# Laptop Grafikkarte austauschen?



## Nekii (22. November 2012)

Hallo .....

eine kurze frage hätte ich, hab bei paar Foren  gelesen das man die Grafikkarte bei manchen Laptops austauschen kann ....stimmt das ?

Habe ein Toshiba Qosmio x770 

danke schon mal


----------



## MichFancy (22. November 2012)

Ja bei manchen geht das ist aber teuer, ob es bei deinem geht weiß ich nicht.


----------



## Research (22. November 2012)

Bei Schenker Notebooks JA. Normalerweise nicht. Ist, im Gegensatz zu der CPU (meist), fest verlötet.

Hier die erwartete Antwort: Is it possible to upgrade the CPU or GPU of a Toshiba Notebook?

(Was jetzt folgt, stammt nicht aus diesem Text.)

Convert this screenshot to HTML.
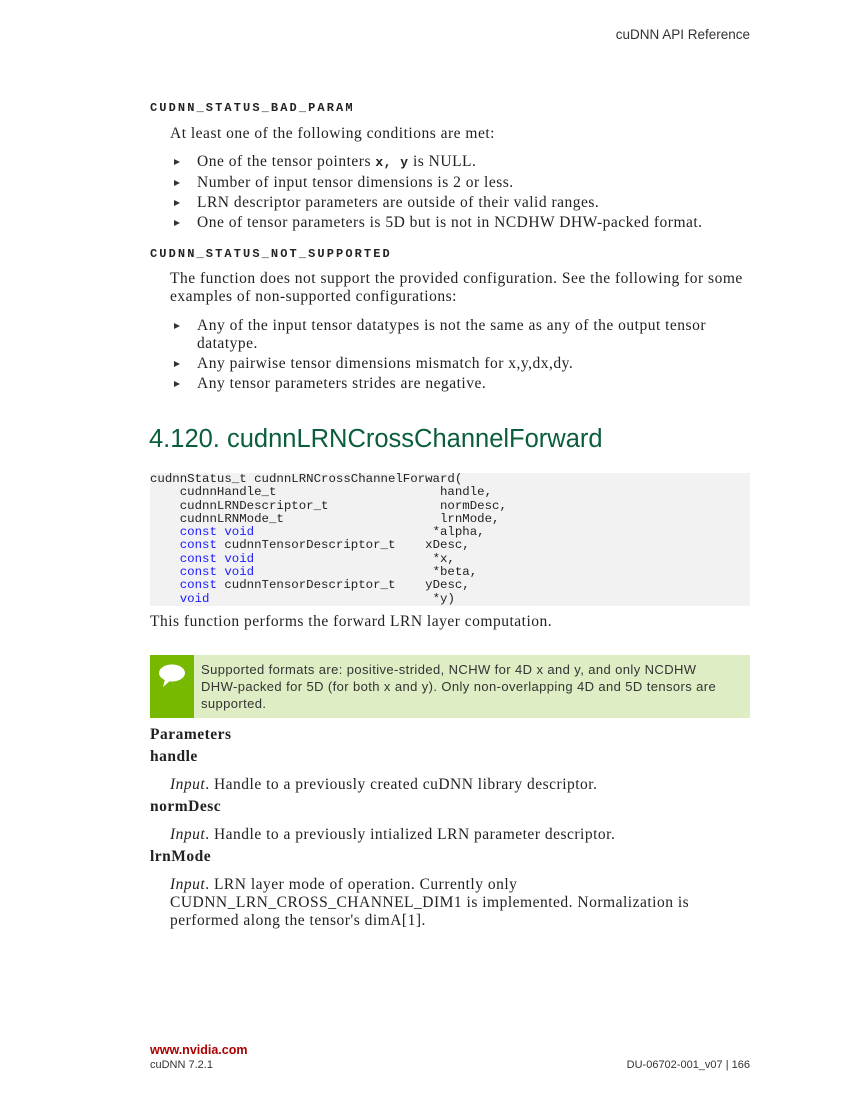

> These components were aligned to work with the best possible  performance in conjunction with low power consumption and quiet  operation.
> *GPU:* In all cases the GPU is soldered on the system board and cannot be exchanged.
> *CPU:* The CPU is in almost all cases "socketed" which  means the CPU is removable from the system board, which does not mean  that the part should be exchanged/upgraded or modified by the customer.​ A replacement of that system core component only will be made during a  repair in an authorized service center if the component is defective  and needs to be replaced. In a case of a defective CPU, it will be  replaced with the same part and not with a higher type.


----------



## Nekii (22. November 2012)

Ok danke für die schnellen Antworten ...


----------



## BlackPanter85 (22. November 2012)

Hatte ein ACER Notebook bei dem die VGA den Geist aufgegeben hatte. Konnte dann günstig eine bei ebay bekommen. Der Austausch geht aber auch mit Garantieverlust einher, falls noch welcher besteht.


----------



## mülla1 (22. November 2012)

Research schrieb:


> Bei Schenker Notebooks JA. Normalerweise nicht. Ist, im Gegensatz zu der CPU (meist), fest verlötet.
> 
> Hier die erwartete Antwort: Is it possible to upgrade the CPU or GPU of a Toshiba Notebook?


 
Da hast du durchaus recht allerdings wollte ich damals mal meine gtx280m tauschen lassen und das hätte eine Heiden kohle gekostet. Ich meine der tausch der grafikkarte lag bei um die 500 € was sich einfach nicht gelohnt hätte.  
Begründet war das dadurch das die Chips sehr sehr knapp und nicht im freien Markt verfügbar sind  
Ich kann evtl auch noch die Mail mal raussuchen mit dem Angebot


----------



## Research (22. November 2012)

Ich denke das die dafür das ganze Board tauschen hätten müssen.


----------



## mülla1 (22. November 2012)

Ne genau das war ja der Punkt. Auf dem Board war damals ein i7 820qm und eine gtx280m verbaut. Ich dachte damals der Rechner müsste BF3 packen, hat er aber nicht weswegen ich da mal angefragt hab. Möglich war nur der Wechsel auf ein GTX285m was halt sehr teuer gewesen wäre und gleichzeitig kaum was gebracht hätte ... 
Hab das ganze ding dann verschleudert und mir nen Desktop pc geholt.. aber das ja ne andere Geschichte


----------



## Research (22. November 2012)

Dazu sage ich jetzt nichts.


----------